[Code that builds pages]

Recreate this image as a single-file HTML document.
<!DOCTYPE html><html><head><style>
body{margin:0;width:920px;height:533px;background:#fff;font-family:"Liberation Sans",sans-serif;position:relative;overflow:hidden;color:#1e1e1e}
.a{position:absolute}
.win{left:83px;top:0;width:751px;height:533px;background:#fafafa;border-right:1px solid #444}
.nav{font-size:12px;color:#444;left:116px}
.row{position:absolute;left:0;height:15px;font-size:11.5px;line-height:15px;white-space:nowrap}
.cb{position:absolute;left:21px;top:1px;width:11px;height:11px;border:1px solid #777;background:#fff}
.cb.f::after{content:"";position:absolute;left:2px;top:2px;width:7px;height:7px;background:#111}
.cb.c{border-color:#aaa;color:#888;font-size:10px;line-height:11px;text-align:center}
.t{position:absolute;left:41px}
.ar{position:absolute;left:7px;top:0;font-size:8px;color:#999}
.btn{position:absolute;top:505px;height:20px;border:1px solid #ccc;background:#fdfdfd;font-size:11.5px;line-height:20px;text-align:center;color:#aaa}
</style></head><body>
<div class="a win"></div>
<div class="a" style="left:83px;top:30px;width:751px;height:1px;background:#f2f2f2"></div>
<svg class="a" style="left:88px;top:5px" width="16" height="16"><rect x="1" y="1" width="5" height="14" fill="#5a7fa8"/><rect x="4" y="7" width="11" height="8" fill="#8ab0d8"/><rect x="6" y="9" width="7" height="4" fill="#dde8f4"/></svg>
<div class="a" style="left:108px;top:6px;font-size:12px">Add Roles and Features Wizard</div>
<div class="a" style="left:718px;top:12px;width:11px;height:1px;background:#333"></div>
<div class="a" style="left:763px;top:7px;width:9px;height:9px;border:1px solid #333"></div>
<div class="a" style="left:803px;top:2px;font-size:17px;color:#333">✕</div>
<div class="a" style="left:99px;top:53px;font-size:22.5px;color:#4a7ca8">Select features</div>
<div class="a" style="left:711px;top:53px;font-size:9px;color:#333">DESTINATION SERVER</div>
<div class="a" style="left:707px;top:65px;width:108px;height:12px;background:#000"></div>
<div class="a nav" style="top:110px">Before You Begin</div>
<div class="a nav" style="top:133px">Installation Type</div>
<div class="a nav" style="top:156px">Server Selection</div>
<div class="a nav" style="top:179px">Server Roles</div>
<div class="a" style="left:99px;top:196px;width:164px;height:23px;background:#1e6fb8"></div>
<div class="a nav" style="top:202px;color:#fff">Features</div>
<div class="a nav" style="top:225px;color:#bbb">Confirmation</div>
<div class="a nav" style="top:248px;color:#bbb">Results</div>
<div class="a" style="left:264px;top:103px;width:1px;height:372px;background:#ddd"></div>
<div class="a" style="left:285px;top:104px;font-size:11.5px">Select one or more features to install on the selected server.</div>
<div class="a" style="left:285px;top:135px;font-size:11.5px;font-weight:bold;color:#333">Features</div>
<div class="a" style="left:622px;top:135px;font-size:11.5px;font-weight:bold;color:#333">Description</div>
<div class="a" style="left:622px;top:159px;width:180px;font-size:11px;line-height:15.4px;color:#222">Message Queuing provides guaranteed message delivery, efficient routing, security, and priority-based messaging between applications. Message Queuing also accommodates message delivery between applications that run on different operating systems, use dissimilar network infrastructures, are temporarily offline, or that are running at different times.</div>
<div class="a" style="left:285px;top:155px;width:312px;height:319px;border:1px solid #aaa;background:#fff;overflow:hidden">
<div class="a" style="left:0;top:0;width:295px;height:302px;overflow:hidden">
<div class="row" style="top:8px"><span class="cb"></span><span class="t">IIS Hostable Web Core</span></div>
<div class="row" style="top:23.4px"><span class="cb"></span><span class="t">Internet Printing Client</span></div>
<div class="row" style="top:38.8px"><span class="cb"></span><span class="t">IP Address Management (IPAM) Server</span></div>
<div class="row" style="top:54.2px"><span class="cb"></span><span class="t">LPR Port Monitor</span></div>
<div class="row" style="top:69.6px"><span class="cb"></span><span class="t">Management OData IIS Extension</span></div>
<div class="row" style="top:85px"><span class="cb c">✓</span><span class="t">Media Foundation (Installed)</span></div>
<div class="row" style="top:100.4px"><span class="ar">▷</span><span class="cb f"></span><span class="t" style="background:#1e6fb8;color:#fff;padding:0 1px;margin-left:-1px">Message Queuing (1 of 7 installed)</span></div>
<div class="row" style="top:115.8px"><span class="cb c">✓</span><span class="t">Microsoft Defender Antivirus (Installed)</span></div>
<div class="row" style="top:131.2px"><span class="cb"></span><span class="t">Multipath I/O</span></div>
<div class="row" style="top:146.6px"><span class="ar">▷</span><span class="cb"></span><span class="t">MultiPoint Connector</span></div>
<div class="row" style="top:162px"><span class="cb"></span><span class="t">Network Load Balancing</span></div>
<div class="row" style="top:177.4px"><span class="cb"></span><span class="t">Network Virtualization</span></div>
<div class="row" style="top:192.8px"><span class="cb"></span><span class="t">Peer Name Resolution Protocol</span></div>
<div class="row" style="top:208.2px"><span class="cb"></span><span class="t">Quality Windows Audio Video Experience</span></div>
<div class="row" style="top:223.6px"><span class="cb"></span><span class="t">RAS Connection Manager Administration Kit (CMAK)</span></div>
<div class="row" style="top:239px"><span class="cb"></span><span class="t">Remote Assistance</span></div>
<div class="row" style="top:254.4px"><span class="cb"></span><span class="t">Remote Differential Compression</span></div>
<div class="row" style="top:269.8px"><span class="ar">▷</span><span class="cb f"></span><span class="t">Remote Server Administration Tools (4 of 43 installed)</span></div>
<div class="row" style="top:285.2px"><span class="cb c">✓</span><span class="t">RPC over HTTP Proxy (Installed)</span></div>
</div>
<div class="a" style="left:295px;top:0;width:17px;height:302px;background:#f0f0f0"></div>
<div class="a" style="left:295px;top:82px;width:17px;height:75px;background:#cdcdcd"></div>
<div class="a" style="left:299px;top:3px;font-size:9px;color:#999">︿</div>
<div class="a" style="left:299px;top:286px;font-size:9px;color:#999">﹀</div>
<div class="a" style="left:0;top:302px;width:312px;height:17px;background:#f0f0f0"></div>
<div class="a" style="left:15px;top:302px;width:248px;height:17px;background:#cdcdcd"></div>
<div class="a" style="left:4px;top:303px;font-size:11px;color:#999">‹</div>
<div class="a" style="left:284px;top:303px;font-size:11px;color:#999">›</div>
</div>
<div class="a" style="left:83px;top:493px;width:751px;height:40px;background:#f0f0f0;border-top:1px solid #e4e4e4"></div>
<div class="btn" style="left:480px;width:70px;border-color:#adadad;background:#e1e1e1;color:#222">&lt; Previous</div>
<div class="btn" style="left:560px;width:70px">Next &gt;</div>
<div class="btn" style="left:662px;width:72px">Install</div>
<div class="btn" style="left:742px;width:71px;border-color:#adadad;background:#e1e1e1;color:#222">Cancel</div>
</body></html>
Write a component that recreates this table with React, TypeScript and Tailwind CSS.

Stated exercise: Repeat all the records. Match each line exactly.

The solution:
Recreate this image as a single-file HTML document.
<!DOCTYPE html><html><head><style>
body{margin:0;width:920px;height:533px;background:#fff;font-family:"Liberation Sans",sans-serif;position:relative;overflow:hidden;color:#1e1e1e}
.a{position:absolute}
.win{left:83px;top:0;width:751px;height:533px;background:#fafafa;border-right:1px solid #444}
.nav{font-size:12px;color:#444;left:116px}
.row{position:absolute;left:0;height:15px;font-size:11.5px;line-height:15px;white-space:nowrap}
.cb{position:absolute;left:21px;top:1px;width:11px;height:11px;border:1px solid #777;background:#fff}
.cb.f::after{content:"";position:absolute;left:2px;top:2px;width:7px;height:7px;background:#111}
.cb.c{border-color:#aaa;color:#888;font-size:10px;line-height:11px;text-align:center}
.t{position:absolute;left:41px}
.ar{position:absolute;left:7px;top:0;font-size:8px;color:#999}
.btn{position:absolute;top:505px;height:20px;border:1px solid #ccc;background:#fdfdfd;font-size:11.5px;line-height:20px;text-align:center;color:#aaa}
</style></head><body>
<div class="a win"></div>
<div class="a" style="left:83px;top:30px;width:751px;height:1px;background:#f2f2f2"></div>
<svg class="a" style="left:88px;top:5px" width="16" height="16"><rect x="1" y="1" width="5" height="14" fill="#5a7fa8"/><rect x="4" y="7" width="11" height="8" fill="#8ab0d8"/><rect x="6" y="9" width="7" height="4" fill="#dde8f4"/></svg>
<div class="a" style="left:108px;top:6px;font-size:12px">Add Roles and Features Wizard</div>
<div class="a" style="left:718px;top:12px;width:11px;height:1px;background:#333"></div>
<div class="a" style="left:763px;top:7px;width:9px;height:9px;border:1px solid #333"></div>
<div class="a" style="left:803px;top:2px;font-size:17px;color:#333">✕</div>
<div class="a" style="left:99px;top:53px;font-size:22.5px;color:#4a7ca8">Select features</div>
<div class="a" style="left:711px;top:53px;font-size:9px;color:#333">DESTINATION SERVER</div>
<div class="a" style="left:707px;top:65px;width:108px;height:12px;background:#000"></div>
<div class="a nav" style="top:110px">Before You Begin</div>
<div class="a nav" style="top:133px">Installation Type</div>
<div class="a nav" style="top:156px">Server Selection</div>
<div class="a nav" style="top:179px">Server Roles</div>
<div class="a" style="left:99px;top:196px;width:164px;height:23px;background:#1e6fb8"></div>
<div class="a nav" style="top:202px;color:#fff">Features</div>
<div class="a nav" style="top:225px;color:#bbb">Confirmation</div>
<div class="a nav" style="top:248px;color:#bbb">Results</div>
<div class="a" style="left:264px;top:103px;width:1px;height:372px;background:#ddd"></div>
<div class="a" style="left:285px;top:104px;font-size:11.5px">Select one or more features to install on the selected server.</div>
<div class="a" style="left:285px;top:135px;font-size:11.5px;font-weight:bold;color:#333">Features</div>
<div class="a" style="left:622px;top:135px;font-size:11.5px;font-weight:bold;color:#333">Description</div>
<div class="a" style="left:622px;top:159px;width:180px;font-size:11px;line-height:15.4px;color:#222">Message Queuing provides guaranteed message delivery, efficient routing, security, and priority-based messaging between applications. Message Queuing also accommodates message delivery between applications that run on different operating systems, use dissimilar network infrastructures, are temporarily offline, or that are running at different times.</div>
<div class="a" style="left:285px;top:155px;width:312px;height:319px;border:1px solid #aaa;background:#fff;overflow:hidden">
<div class="a" style="left:0;top:0;width:295px;height:302px;overflow:hidden">
<div class="row" style="top:8px"><span class="cb"></span><span class="t">IIS Hostable Web Core</span></div>
<div class="row" style="top:23.4px"><span class="cb"></span><span class="t">Internet Printing Client</span></div>
<div class="row" style="top:38.8px"><span class="cb"></span><span class="t">IP Address Management (IPAM) Server</span></div>
<div class="row" style="top:54.2px"><span class="cb"></span><span class="t">LPR Port Monitor</span></div>
<div class="row" style="top:69.6px"><span class="cb"></span><span class="t">Management OData IIS Extension</span></div>
<div class="row" style="top:85px"><span class="cb c">✓</span><span class="t">Media Foundation (Installed)</span></div>
<div class="row" style="top:100.4px"><span class="ar">▷</span><span class="cb f"></span><span class="t" style="background:#1e6fb8;color:#fff;padding:0 1px;margin-left:-1px">Message Queuing (1 of 7 installed)</span></div>
<div class="row" style="top:115.8px"><span class="cb c">✓</span><span class="t">Microsoft Defender Antivirus (Installed)</span></div>
<div class="row" style="top:131.2px"><span class="cb"></span><span class="t">Multipath I/O</span></div>
<div class="row" style="top:146.6px"><span class="ar">▷</span><span class="cb"></span><span class="t">MultiPoint Connector</span></div>
<div class="row" style="top:162px"><span class="cb"></span><span class="t">Network Load Balancing</span></div>
<div class="row" style="top:177.4px"><span class="cb"></span><span class="t">Network Virtualization</span></div>
<div class="row" style="top:192.8px"><span class="cb"></span><span class="t">Peer Name Resolution Protocol</span></div>
<div class="row" style="top:208.2px"><span class="cb"></span><span class="t">Quality Windows Audio Video Experience</span></div>
<div class="row" style="top:223.6px"><span class="cb"></span><span class="t">RAS Connection Manager Administration Kit (CMAK)</span></div>
<div class="row" style="top:239px"><span class="cb"></span><span class="t">Remote Assistance</span></div>
<div class="row" style="top:254.4px"><span class="cb"></span><span class="t">Remote Differential Compression</span></div>
<div class="row" style="top:269.8px"><span class="ar">▷</span><span class="cb f"></span><span class="t">Remote Server Administration Tools (4 of 43 installed)</span></div>
<div class="row" style="top:285.2px"><span class="cb c">✓</span><span class="t">RPC over HTTP Proxy (Installed)</span></div>
</div>
<div class="a" style="left:295px;top:0;width:17px;height:302px;background:#f0f0f0"></div>
<div class="a" style="left:295px;top:82px;width:17px;height:75px;background:#cdcdcd"></div>
<div class="a" style="left:299px;top:3px;font-size:9px;color:#999">︿</div>
<div class="a" style="left:299px;top:286px;font-size:9px;color:#999">﹀</div>
<div class="a" style="left:0;top:302px;width:312px;height:17px;background:#f0f0f0"></div>
<div class="a" style="left:15px;top:302px;width:248px;height:17px;background:#cdcdcd"></div>
<div class="a" style="left:4px;top:303px;font-size:11px;color:#999">‹</div>
<div class="a" style="left:284px;top:303px;font-size:11px;color:#999">›</div>
</div>
<div class="a" style="left:83px;top:493px;width:751px;height:40px;background:#f0f0f0;border-top:1px solid #e4e4e4"></div>
<div class="btn" style="left:480px;width:70px;border-color:#adadad;background:#e1e1e1;color:#222">&lt; Previous</div>
<div class="btn" style="left:560px;width:70px">Next &gt;</div>
<div class="btn" style="left:662px;width:72px">Install</div>
<div class="btn" style="left:742px;width:71px;border-color:#adadad;background:#e1e1e1;color:#222">Cancel</div>
</body></html>
Write a component that recreates this table with React, TypeScript and Tailwind CSS.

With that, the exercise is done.